**Listing:**
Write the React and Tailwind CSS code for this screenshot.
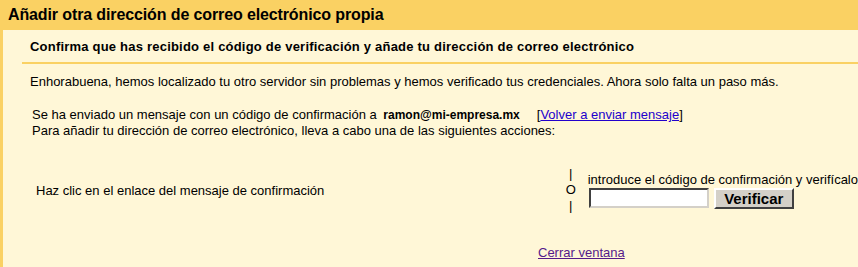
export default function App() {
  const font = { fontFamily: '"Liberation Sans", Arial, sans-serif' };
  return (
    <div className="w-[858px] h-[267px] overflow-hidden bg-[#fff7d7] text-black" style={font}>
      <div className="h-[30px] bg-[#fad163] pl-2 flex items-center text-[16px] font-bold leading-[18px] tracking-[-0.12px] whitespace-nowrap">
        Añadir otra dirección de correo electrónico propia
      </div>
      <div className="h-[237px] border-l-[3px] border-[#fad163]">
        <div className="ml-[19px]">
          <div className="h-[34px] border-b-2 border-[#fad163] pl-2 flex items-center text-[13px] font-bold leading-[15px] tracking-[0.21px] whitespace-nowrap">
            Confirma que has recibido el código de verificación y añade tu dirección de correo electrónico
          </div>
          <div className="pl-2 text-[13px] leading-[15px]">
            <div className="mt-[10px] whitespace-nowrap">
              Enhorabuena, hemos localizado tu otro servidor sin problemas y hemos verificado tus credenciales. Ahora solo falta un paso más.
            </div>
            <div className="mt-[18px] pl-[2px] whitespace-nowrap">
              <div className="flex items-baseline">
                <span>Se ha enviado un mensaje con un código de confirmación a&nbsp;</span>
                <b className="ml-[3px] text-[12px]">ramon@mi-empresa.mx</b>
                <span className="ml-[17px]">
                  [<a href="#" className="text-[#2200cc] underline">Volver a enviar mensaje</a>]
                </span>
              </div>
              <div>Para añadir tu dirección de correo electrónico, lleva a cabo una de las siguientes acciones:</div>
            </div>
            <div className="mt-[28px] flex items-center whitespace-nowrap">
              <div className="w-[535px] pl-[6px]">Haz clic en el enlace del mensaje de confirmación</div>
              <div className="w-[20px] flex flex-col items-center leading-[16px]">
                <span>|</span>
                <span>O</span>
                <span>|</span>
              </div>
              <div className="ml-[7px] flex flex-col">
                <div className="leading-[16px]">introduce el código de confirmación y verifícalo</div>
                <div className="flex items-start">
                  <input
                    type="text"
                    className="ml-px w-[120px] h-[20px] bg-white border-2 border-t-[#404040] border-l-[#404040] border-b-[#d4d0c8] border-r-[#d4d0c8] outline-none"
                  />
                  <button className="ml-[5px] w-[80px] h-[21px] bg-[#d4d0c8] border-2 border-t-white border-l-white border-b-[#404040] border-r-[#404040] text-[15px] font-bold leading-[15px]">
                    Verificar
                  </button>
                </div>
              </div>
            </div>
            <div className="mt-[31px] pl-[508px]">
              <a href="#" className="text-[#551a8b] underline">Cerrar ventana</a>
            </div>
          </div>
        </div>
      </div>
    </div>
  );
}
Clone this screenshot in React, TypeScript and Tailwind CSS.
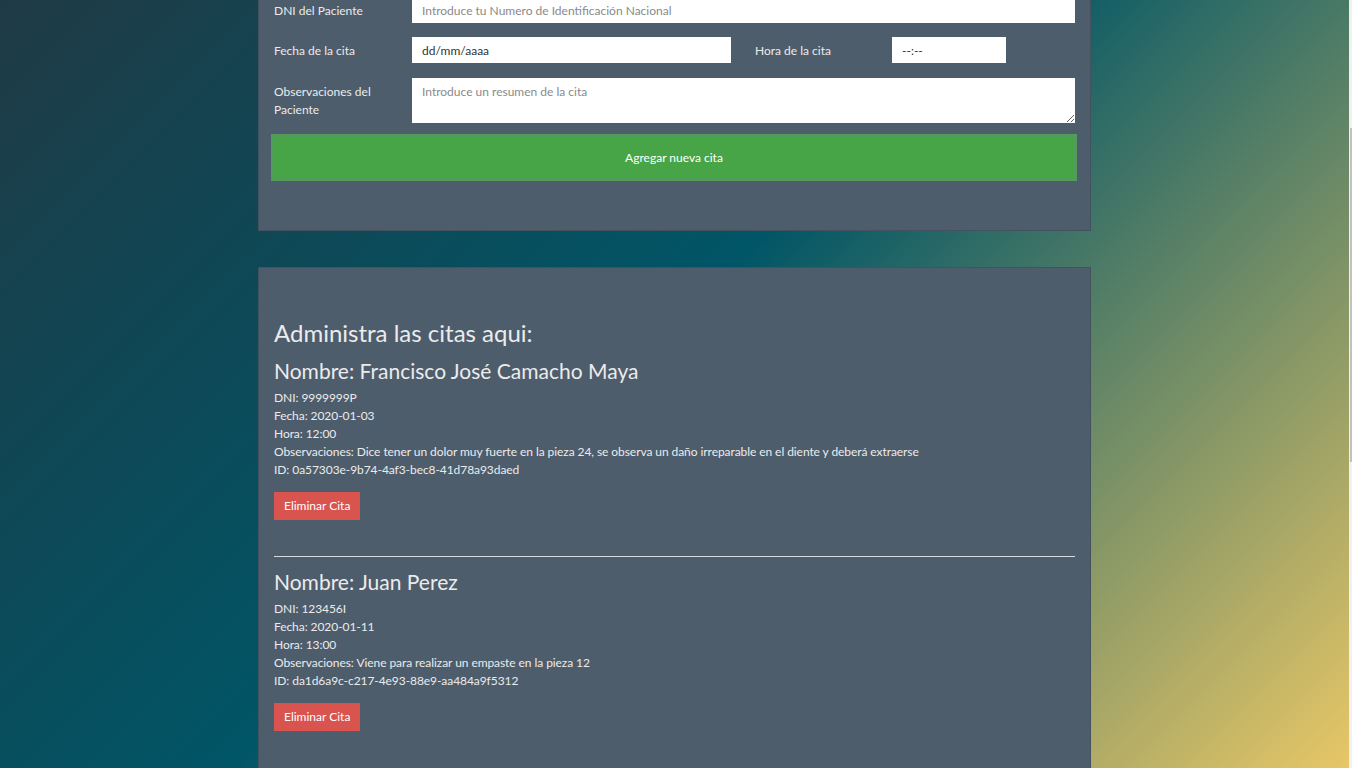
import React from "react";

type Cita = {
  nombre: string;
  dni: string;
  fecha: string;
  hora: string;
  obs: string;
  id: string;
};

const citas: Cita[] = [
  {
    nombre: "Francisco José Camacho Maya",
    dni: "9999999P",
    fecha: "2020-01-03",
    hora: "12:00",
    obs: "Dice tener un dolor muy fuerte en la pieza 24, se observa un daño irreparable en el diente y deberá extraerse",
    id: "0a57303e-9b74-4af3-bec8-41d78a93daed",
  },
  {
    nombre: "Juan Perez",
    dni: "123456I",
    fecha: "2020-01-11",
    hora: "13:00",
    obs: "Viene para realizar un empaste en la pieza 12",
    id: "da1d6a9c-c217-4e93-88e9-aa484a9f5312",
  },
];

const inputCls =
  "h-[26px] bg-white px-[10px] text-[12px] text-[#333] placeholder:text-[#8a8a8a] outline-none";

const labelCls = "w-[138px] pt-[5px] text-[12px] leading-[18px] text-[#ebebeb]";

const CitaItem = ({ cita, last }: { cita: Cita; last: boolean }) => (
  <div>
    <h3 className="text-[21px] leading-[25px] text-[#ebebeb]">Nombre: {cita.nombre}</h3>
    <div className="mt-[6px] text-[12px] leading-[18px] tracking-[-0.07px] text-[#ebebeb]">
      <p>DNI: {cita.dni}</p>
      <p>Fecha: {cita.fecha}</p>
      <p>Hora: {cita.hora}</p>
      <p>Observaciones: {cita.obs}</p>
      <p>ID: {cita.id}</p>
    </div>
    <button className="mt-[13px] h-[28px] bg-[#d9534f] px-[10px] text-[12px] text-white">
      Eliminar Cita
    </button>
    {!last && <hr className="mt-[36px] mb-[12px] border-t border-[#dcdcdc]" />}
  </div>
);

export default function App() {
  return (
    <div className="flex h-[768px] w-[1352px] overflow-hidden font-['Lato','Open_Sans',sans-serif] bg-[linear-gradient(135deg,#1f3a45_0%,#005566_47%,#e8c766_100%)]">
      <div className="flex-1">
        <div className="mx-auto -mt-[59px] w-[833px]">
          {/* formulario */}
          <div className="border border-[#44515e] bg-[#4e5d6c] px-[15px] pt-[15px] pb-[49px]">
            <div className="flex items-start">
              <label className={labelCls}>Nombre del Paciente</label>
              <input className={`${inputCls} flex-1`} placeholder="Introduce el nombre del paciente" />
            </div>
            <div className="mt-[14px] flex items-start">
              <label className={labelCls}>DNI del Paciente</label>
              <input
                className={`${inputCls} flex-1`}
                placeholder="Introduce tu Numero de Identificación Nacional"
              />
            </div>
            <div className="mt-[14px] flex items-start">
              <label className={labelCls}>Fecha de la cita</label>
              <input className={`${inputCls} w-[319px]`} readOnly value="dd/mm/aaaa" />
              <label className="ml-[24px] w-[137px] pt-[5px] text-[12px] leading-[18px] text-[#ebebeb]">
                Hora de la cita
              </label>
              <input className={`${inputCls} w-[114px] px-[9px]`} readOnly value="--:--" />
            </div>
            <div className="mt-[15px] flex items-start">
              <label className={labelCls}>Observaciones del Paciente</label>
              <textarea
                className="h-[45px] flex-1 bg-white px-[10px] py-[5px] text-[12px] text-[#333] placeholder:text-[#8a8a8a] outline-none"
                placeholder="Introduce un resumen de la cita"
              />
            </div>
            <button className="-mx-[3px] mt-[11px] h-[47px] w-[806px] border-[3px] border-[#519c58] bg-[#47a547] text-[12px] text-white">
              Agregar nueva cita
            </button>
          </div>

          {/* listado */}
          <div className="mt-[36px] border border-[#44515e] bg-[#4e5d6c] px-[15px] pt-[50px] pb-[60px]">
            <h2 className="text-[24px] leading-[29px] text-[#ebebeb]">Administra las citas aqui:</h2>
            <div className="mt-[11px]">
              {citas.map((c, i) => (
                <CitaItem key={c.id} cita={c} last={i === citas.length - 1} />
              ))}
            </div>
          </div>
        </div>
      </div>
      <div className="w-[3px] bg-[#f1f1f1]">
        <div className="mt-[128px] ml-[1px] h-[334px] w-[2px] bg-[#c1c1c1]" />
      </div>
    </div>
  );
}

**The task:** Output every entry exactly as given; pictures are not part of the copy.

**Output for this task:**
Write the React and Tailwind CSS code for this screenshot.
export default function App() {
  const font = { fontFamily: '"Liberation Sans", Arial, sans-serif' };
  return (
    <div className="w-[858px] h-[267px] overflow-hidden bg-[#fff7d7] text-black" style={font}>
      <div className="h-[30px] bg-[#fad163] pl-2 flex items-center text-[16px] font-bold leading-[18px] tracking-[-0.12px] whitespace-nowrap">
        Añadir otra dirección de correo electrónico propia
      </div>
      <div className="h-[237px] border-l-[3px] border-[#fad163]">
        <div className="ml-[19px]">
          <div className="h-[34px] border-b-2 border-[#fad163] pl-2 flex items-center text-[13px] font-bold leading-[15px] tracking-[0.21px] whitespace-nowrap">
            Confirma que has recibido el código de verificación y añade tu dirección de correo electrónico
          </div>
          <div className="pl-2 text-[13px] leading-[15px]">
            <div className="mt-[10px] whitespace-nowrap">
              Enhorabuena, hemos localizado tu otro servidor sin problemas y hemos verificado tus credenciales. Ahora solo falta un paso más.
            </div>
            <div className="mt-[18px] pl-[2px] whitespace-nowrap">
              <div className="flex items-baseline">
                <span>Se ha enviado un mensaje con un código de confirmación a&nbsp;</span>
                <b className="ml-[3px] text-[12px]">ramon@mi-empresa.mx</b>
                <span className="ml-[17px]">
                  [<a href="#" className="text-[#2200cc] underline">Volver a enviar mensaje</a>]
                </span>
              </div>
              <div>Para añadir tu dirección de correo electrónico, lleva a cabo una de las siguientes acciones:</div>
            </div>
            <div className="mt-[28px] flex items-center whitespace-nowrap">
              <div className="w-[535px] pl-[6px]">Haz clic en el enlace del mensaje de confirmación</div>
              <div className="w-[20px] flex flex-col items-center leading-[16px]">
                <span>|</span>
                <span>O</span>
                <span>|</span>
              </div>
              <div className="ml-[7px] flex flex-col">
                <div className="leading-[16px]">introduce el código de confirmación y verifícalo</div>
                <div className="flex items-start">
                  <input
                    type="text"
                    className="ml-px w-[120px] h-[20px] bg-white border-2 border-t-[#404040] border-l-[#404040] border-b-[#d4d0c8] border-r-[#d4d0c8] outline-none"
                  />
                  <button className="ml-[5px] w-[80px] h-[21px] bg-[#d4d0c8] border-2 border-t-white border-l-white border-b-[#404040] border-r-[#404040] text-[15px] font-bold leading-[15px]">
                    Verificar
                  </button>
                </div>
              </div>
            </div>
            <div className="mt-[31px] pl-[508px]">
              <a href="#" className="text-[#551a8b] underline">Cerrar ventana</a>
            </div>
          </div>
        </div>
      </div>
    </div>
  );
}
Clone this screenshot in React, TypeScript and Tailwind CSS.
import React from "react";

type Cita = {
  nombre: string;
  dni: string;
  fecha: string;
  hora: string;
  obs: string;
  id: string;
};

const citas: Cita[] = [
  {
    nombre: "Francisco José Camacho Maya",
    dni: "9999999P",
    fecha: "2020-01-03",
    hora: "12:00",
    obs: "Dice tener un dolor muy fuerte en la pieza 24, se observa un daño irreparable en el diente y deberá extraerse",
    id: "0a57303e-9b74-4af3-bec8-41d78a93daed",
  },
  {
    nombre: "Juan Perez",
    dni: "123456I",
    fecha: "2020-01-11",
    hora: "13:00",
    obs: "Viene para realizar un empaste en la pieza 12",
    id: "da1d6a9c-c217-4e93-88e9-aa484a9f5312",
  },
];

const inputCls =
  "h-[26px] bg-white px-[10px] text-[12px] text-[#333] placeholder:text-[#8a8a8a] outline-none";

const labelCls = "w-[138px] pt-[5px] text-[12px] leading-[18px] text-[#ebebeb]";

const CitaItem = ({ cita, last }: { cita: Cita; last: boolean }) => (
  <div>
    <h3 className="text-[21px] leading-[25px] text-[#ebebeb]">Nombre: {cita.nombre}</h3>
    <div className="mt-[6px] text-[12px] leading-[18px] tracking-[-0.07px] text-[#ebebeb]">
      <p>DNI: {cita.dni}</p>
      <p>Fecha: {cita.fecha}</p>
      <p>Hora: {cita.hora}</p>
      <p>Observaciones: {cita.obs}</p>
      <p>ID: {cita.id}</p>
    </div>
    <button className="mt-[13px] h-[28px] bg-[#d9534f] px-[10px] text-[12px] text-white">
      Eliminar Cita
    </button>
    {!last && <hr className="mt-[36px] mb-[12px] border-t border-[#dcdcdc]" />}
  </div>
);

export default function App() {
  return (
    <div className="flex h-[768px] w-[1352px] overflow-hidden font-['Lato','Open_Sans',sans-serif] bg-[linear-gradient(135deg,#1f3a45_0%,#005566_47%,#e8c766_100%)]">
      <div className="flex-1">
        <div className="mx-auto -mt-[59px] w-[833px]">
          {/* formulario */}
          <div className="border border-[#44515e] bg-[#4e5d6c] px-[15px] pt-[15px] pb-[49px]">
            <div className="flex items-start">
              <label className={labelCls}>Nombre del Paciente</label>
              <input className={`${inputCls} flex-1`} placeholder="Introduce el nombre del paciente" />
            </div>
            <div className="mt-[14px] flex items-start">
              <label className={labelCls}>DNI del Paciente</label>
              <input
                className={`${inputCls} flex-1`}
                placeholder="Introduce tu Numero de Identificación Nacional"
              />
            </div>
            <div className="mt-[14px] flex items-start">
              <label className={labelCls}>Fecha de la cita</label>
              <input className={`${inputCls} w-[319px]`} readOnly value="dd/mm/aaaa" />
              <label className="ml-[24px] w-[137px] pt-[5px] text-[12px] leading-[18px] text-[#ebebeb]">
                Hora de la cita
              </label>
              <input className={`${inputCls} w-[114px] px-[9px]`} readOnly value="--:--" />
            </div>
            <div className="mt-[15px] flex items-start">
              <label className={labelCls}>Observaciones del Paciente</label>
              <textarea
                className="h-[45px] flex-1 bg-white px-[10px] py-[5px] text-[12px] text-[#333] placeholder:text-[#8a8a8a] outline-none"
                placeholder="Introduce un resumen de la cita"
              />
            </div>
            <button className="-mx-[3px] mt-[11px] h-[47px] w-[806px] border-[3px] border-[#519c58] bg-[#47a547] text-[12px] text-white">
              Agregar nueva cita
            </button>
          </div>

          {/* listado */}
          <div className="mt-[36px] border border-[#44515e] bg-[#4e5d6c] px-[15px] pt-[50px] pb-[60px]">
            <h2 className="text-[24px] leading-[29px] text-[#ebebeb]">Administra las citas aqui:</h2>
            <div className="mt-[11px]">
              {citas.map((c, i) => (
                <CitaItem key={c.id} cita={c} last={i === citas.length - 1} />
              ))}
            </div>
          </div>
        </div>
      </div>
      <div className="w-[3px] bg-[#f1f1f1]">
        <div className="mt-[128px] ml-[1px] h-[334px] w-[2px] bg-[#c1c1c1]" />
      </div>
    </div>
  );
}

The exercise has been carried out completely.